Lines that include the word "this" are the ones to copy.

> DATA PROVIDED

>> BEGIN

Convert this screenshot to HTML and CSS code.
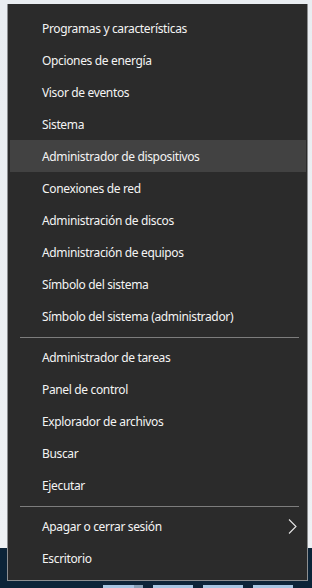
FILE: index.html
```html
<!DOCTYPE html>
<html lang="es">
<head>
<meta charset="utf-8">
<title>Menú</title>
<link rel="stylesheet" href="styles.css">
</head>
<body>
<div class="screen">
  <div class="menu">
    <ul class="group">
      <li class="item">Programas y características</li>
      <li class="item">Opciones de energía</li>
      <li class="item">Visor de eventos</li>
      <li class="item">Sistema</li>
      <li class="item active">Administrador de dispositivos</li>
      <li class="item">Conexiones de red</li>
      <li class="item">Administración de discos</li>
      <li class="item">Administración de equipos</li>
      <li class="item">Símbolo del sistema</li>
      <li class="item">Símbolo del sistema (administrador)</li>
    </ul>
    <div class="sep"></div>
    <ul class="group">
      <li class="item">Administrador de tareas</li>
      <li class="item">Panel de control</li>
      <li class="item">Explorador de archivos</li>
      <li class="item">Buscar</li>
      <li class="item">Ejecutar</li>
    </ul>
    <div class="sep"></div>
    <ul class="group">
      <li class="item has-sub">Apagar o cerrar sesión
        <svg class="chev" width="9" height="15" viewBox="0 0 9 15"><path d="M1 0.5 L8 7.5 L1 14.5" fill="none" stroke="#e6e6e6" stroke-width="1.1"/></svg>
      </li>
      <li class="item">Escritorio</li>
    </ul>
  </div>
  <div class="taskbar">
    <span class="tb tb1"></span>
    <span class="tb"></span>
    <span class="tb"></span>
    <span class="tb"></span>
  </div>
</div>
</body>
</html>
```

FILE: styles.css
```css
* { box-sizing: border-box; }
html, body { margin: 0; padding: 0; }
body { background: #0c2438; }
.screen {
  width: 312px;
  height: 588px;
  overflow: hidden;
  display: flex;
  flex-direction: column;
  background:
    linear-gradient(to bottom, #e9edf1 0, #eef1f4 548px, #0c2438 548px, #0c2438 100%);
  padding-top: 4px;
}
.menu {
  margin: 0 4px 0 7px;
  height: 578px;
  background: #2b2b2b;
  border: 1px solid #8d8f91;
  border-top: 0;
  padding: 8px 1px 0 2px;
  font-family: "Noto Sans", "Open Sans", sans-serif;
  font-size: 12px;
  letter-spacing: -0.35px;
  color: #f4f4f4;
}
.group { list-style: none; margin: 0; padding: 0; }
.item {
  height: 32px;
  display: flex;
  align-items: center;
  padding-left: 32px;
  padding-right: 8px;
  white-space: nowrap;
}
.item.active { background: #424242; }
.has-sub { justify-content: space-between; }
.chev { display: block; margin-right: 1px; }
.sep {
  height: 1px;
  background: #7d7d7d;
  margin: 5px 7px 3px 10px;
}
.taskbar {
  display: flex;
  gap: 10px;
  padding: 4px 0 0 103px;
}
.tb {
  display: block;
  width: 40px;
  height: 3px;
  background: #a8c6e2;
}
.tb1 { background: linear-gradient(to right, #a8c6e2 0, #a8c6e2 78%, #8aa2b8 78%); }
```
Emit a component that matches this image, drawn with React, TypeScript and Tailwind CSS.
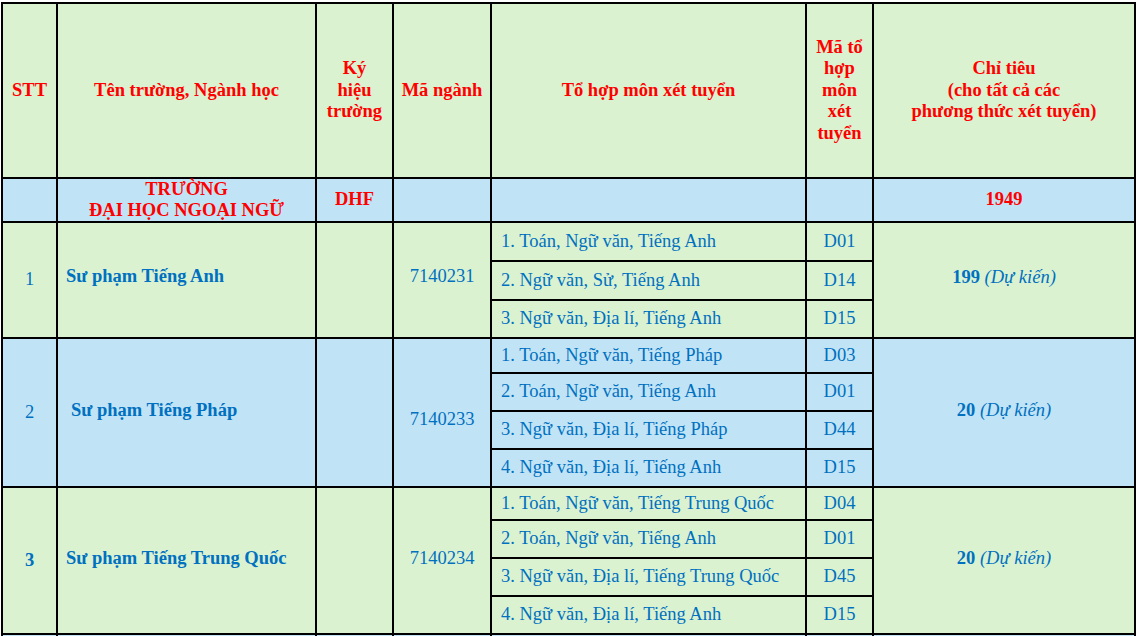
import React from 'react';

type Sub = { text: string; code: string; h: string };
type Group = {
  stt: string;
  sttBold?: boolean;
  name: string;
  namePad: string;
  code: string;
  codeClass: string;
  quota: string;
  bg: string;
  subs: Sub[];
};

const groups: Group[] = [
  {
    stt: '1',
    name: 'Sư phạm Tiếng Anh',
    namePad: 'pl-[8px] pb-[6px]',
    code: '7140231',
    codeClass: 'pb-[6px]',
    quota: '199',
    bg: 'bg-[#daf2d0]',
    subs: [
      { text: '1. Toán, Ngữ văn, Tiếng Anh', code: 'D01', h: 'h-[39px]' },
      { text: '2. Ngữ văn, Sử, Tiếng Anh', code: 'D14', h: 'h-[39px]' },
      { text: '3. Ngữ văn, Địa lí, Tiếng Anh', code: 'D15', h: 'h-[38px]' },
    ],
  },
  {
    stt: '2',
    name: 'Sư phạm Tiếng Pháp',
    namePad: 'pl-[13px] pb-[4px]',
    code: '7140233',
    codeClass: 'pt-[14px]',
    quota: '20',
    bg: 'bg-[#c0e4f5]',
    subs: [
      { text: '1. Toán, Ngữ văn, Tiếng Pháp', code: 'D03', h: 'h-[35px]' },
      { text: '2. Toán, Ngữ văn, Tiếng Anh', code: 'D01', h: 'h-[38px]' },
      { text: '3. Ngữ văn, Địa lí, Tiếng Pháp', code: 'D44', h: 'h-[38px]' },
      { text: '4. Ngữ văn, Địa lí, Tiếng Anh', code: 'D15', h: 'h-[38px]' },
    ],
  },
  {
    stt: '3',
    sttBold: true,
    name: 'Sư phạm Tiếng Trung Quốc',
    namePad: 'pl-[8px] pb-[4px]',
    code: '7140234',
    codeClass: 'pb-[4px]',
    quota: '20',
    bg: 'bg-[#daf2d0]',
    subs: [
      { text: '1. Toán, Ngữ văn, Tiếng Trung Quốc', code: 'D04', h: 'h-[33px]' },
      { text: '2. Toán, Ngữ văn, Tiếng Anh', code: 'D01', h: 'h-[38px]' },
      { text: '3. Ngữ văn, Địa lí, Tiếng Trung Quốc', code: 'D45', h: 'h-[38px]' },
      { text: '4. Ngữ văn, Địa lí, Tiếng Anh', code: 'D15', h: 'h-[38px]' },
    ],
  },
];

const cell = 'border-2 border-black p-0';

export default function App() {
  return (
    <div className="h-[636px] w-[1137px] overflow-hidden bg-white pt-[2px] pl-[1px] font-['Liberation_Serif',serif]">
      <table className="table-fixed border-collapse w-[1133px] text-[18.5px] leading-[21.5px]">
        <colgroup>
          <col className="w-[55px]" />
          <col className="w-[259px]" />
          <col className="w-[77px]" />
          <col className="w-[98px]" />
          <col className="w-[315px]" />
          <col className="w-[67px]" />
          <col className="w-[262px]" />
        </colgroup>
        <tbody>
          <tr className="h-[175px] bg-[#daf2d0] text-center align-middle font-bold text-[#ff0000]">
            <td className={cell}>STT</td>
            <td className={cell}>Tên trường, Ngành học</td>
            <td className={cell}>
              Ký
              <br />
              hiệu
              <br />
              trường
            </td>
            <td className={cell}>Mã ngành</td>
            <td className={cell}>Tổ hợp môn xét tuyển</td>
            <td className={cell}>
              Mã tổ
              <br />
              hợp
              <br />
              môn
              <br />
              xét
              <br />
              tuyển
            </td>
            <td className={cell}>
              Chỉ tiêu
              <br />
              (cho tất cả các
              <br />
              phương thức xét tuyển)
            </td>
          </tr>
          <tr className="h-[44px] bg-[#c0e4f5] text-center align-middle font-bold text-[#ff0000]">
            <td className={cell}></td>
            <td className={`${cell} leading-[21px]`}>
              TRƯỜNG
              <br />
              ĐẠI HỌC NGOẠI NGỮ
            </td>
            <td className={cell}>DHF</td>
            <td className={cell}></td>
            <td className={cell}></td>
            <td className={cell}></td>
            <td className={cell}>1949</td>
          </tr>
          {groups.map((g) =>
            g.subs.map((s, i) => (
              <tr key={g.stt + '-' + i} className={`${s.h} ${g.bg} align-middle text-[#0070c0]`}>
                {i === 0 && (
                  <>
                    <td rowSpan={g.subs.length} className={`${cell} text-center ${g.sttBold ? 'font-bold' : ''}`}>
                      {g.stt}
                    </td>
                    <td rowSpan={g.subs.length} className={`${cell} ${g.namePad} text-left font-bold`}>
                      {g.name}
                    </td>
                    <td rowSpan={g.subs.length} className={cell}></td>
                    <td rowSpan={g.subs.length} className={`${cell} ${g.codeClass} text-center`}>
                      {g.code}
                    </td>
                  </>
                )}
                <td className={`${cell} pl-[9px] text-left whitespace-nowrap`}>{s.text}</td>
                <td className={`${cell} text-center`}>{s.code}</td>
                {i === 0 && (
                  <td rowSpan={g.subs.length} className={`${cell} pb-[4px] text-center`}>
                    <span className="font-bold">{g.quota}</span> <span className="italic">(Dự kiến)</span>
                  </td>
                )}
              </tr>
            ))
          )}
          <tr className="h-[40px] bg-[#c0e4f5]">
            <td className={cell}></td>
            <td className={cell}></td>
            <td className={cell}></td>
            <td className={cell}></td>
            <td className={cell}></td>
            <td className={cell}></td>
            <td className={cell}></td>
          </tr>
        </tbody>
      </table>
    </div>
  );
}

>> END

> FULL SOLUTION
Convert this screenshot to HTML and CSS code.
Emit a component that matches this image, drawn with React, TypeScript and Tailwind CSS.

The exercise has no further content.